Prompt: Emit the data below verbatim, stripping out any pictures.

Information shown:
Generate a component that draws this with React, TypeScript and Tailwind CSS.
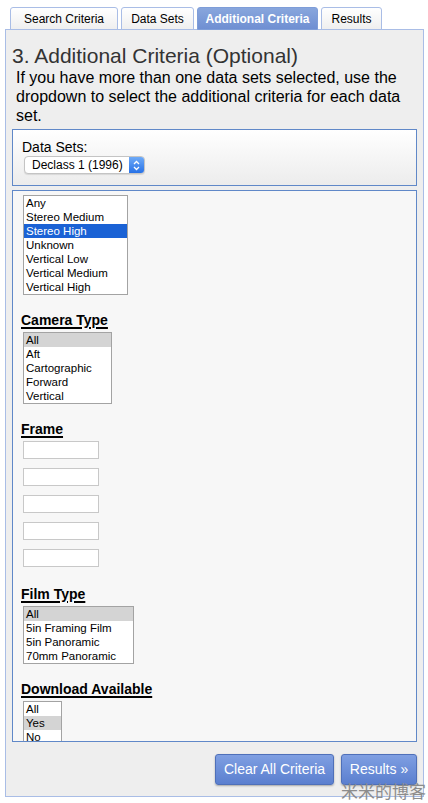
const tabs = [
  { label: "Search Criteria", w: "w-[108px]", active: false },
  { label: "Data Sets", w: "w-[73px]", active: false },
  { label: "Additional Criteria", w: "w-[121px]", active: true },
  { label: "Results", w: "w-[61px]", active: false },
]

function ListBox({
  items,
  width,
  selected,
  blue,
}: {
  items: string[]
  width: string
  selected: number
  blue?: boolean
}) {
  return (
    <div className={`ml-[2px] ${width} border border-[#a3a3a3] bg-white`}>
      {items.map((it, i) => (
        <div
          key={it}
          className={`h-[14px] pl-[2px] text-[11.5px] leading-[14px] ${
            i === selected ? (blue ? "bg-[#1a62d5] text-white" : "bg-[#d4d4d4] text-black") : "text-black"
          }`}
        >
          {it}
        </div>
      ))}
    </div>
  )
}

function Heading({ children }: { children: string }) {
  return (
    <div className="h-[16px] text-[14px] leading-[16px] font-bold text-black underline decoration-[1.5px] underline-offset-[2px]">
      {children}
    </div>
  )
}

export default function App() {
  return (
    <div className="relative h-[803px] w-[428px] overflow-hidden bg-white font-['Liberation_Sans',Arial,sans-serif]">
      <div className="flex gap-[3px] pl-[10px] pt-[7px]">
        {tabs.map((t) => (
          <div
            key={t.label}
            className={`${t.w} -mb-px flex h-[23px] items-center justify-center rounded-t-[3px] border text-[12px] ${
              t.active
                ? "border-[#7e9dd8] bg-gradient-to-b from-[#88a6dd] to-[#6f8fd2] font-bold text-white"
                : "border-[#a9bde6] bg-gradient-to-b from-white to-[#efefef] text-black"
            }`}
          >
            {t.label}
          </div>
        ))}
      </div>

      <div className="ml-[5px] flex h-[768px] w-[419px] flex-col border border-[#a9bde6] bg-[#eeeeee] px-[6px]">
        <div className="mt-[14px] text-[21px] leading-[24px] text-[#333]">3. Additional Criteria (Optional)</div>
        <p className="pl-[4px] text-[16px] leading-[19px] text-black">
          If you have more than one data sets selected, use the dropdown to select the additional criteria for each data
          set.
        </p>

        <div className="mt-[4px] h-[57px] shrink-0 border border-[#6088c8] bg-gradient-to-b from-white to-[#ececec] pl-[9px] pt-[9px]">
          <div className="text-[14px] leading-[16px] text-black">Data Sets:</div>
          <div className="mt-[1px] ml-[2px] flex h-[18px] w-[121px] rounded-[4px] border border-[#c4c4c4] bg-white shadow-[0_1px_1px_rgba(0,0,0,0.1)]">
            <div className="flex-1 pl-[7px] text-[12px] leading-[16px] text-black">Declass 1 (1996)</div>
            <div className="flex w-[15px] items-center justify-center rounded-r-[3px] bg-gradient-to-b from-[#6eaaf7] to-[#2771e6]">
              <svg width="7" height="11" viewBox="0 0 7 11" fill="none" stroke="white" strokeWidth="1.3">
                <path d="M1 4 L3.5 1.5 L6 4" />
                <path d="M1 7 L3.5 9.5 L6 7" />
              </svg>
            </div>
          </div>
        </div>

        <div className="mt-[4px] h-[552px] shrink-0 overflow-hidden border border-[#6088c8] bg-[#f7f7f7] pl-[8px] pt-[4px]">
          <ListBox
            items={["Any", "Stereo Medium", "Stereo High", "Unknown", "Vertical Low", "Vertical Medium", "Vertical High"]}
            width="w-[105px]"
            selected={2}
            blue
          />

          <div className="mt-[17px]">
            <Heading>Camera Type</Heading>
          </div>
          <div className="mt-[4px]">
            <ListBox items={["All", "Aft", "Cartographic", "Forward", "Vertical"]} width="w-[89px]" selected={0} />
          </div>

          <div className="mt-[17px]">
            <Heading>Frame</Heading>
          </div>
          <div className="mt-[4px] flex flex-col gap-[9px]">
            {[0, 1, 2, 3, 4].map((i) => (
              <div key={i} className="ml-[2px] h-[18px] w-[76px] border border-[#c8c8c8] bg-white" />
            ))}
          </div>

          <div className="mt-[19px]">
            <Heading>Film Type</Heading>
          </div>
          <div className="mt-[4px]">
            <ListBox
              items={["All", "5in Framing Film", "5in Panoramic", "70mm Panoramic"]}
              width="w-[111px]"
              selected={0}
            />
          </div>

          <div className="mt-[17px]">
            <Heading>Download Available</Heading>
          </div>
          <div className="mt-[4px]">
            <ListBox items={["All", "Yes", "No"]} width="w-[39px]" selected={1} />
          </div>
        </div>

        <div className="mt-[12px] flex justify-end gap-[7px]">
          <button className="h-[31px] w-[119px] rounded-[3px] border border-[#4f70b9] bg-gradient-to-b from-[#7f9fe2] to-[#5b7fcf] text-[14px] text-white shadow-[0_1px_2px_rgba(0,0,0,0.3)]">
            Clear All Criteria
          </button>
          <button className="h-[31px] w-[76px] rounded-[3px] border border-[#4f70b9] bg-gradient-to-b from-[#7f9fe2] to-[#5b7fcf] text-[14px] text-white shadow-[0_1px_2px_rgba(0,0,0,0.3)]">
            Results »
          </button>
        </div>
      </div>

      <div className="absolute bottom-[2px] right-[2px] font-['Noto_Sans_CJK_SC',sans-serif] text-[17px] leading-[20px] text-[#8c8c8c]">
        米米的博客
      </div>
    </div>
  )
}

Solution:
Generate a component that draws this with React, TypeScript and Tailwind CSS.
const tabs = [
  { label: "Search Criteria", w: "w-[108px]", active: false },
  { label: "Data Sets", w: "w-[73px]", active: false },
  { label: "Additional Criteria", w: "w-[121px]", active: true },
  { label: "Results", w: "w-[61px]", active: false },
]

function ListBox({
  items,
  width,
  selected,
  blue,
}: {
  items: string[]
  width: string
  selected: number
  blue?: boolean
}) {
  return (
    <div className={`ml-[2px] ${width} border border-[#a3a3a3] bg-white`}>
      {items.map((it, i) => (
        <div
          key={it}
          className={`h-[14px] pl-[2px] text-[11.5px] leading-[14px] ${
            i === selected ? (blue ? "bg-[#1a62d5] text-white" : "bg-[#d4d4d4] text-black") : "text-black"
          }`}
        >
          {it}
        </div>
      ))}
    </div>
  )
}

function Heading({ children }: { children: string }) {
  return (
    <div className="h-[16px] text-[14px] leading-[16px] font-bold text-black underline decoration-[1.5px] underline-offset-[2px]">
      {children}
    </div>
  )
}

export default function App() {
  return (
    <div className="relative h-[803px] w-[428px] overflow-hidden bg-white font-['Liberation_Sans',Arial,sans-serif]">
      <div className="flex gap-[3px] pl-[10px] pt-[7px]">
        {tabs.map((t) => (
          <div
            key={t.label}
            className={`${t.w} -mb-px flex h-[23px] items-center justify-center rounded-t-[3px] border text-[12px] ${
              t.active
                ? "border-[#7e9dd8] bg-gradient-to-b from-[#88a6dd] to-[#6f8fd2] font-bold text-white"
                : "border-[#a9bde6] bg-gradient-to-b from-white to-[#efefef] text-black"
            }`}
          >
            {t.label}
          </div>
        ))}
      </div>

      <div className="ml-[5px] flex h-[768px] w-[419px] flex-col border border-[#a9bde6] bg-[#eeeeee] px-[6px]">
        <div className="mt-[14px] text-[21px] leading-[24px] text-[#333]">3. Additional Criteria (Optional)</div>
        <p className="pl-[4px] text-[16px] leading-[19px] text-black">
          If you have more than one data sets selected, use the dropdown to select the additional criteria for each data
          set.
        </p>

        <div className="mt-[4px] h-[57px] shrink-0 border border-[#6088c8] bg-gradient-to-b from-white to-[#ececec] pl-[9px] pt-[9px]">
          <div className="text-[14px] leading-[16px] text-black">Data Sets:</div>
          <div className="mt-[1px] ml-[2px] flex h-[18px] w-[121px] rounded-[4px] border border-[#c4c4c4] bg-white shadow-[0_1px_1px_rgba(0,0,0,0.1)]">
            <div className="flex-1 pl-[7px] text-[12px] leading-[16px] text-black">Declass 1 (1996)</div>
            <div className="flex w-[15px] items-center justify-center rounded-r-[3px] bg-gradient-to-b from-[#6eaaf7] to-[#2771e6]">
              <svg width="7" height="11" viewBox="0 0 7 11" fill="none" stroke="white" strokeWidth="1.3">
                <path d="M1 4 L3.5 1.5 L6 4" />
                <path d="M1 7 L3.5 9.5 L6 7" />
              </svg>
            </div>
          </div>
        </div>

        <div className="mt-[4px] h-[552px] shrink-0 overflow-hidden border border-[#6088c8] bg-[#f7f7f7] pl-[8px] pt-[4px]">
          <ListBox
            items={["Any", "Stereo Medium", "Stereo High", "Unknown", "Vertical Low", "Vertical Medium", "Vertical High"]}
            width="w-[105px]"
            selected={2}
            blue
          />

          <div className="mt-[17px]">
            <Heading>Camera Type</Heading>
          </div>
          <div className="mt-[4px]">
            <ListBox items={["All", "Aft", "Cartographic", "Forward", "Vertical"]} width="w-[89px]" selected={0} />
          </div>

          <div className="mt-[17px]">
            <Heading>Frame</Heading>
          </div>
          <div className="mt-[4px] flex flex-col gap-[9px]">
            {[0, 1, 2, 3, 4].map((i) => (
              <div key={i} className="ml-[2px] h-[18px] w-[76px] border border-[#c8c8c8] bg-white" />
            ))}
          </div>

          <div className="mt-[19px]">
            <Heading>Film Type</Heading>
          </div>
          <div className="mt-[4px]">
            <ListBox
              items={["All", "5in Framing Film", "5in Panoramic", "70mm Panoramic"]}
              width="w-[111px]"
              selected={0}
            />
          </div>

          <div className="mt-[17px]">
            <Heading>Download Available</Heading>
          </div>
          <div className="mt-[4px]">
            <ListBox items={["All", "Yes", "No"]} width="w-[39px]" selected={1} />
          </div>
        </div>

        <div className="mt-[12px] flex justify-end gap-[7px]">
          <button className="h-[31px] w-[119px] rounded-[3px] border border-[#4f70b9] bg-gradient-to-b from-[#7f9fe2] to-[#5b7fcf] text-[14px] text-white shadow-[0_1px_2px_rgba(0,0,0,0.3)]">
            Clear All Criteria
          </button>
          <button className="h-[31px] w-[76px] rounded-[3px] border border-[#4f70b9] bg-gradient-to-b from-[#7f9fe2] to-[#5b7fcf] text-[14px] text-white shadow-[0_1px_2px_rgba(0,0,0,0.3)]">
            Results »
          </button>
        </div>
      </div>

      <div className="absolute bottom-[2px] right-[2px] font-['Noto_Sans_CJK_SC',sans-serif] text-[17px] leading-[20px] text-[#8c8c8c]">
        米米的博客
      </div>
    </div>
  )
}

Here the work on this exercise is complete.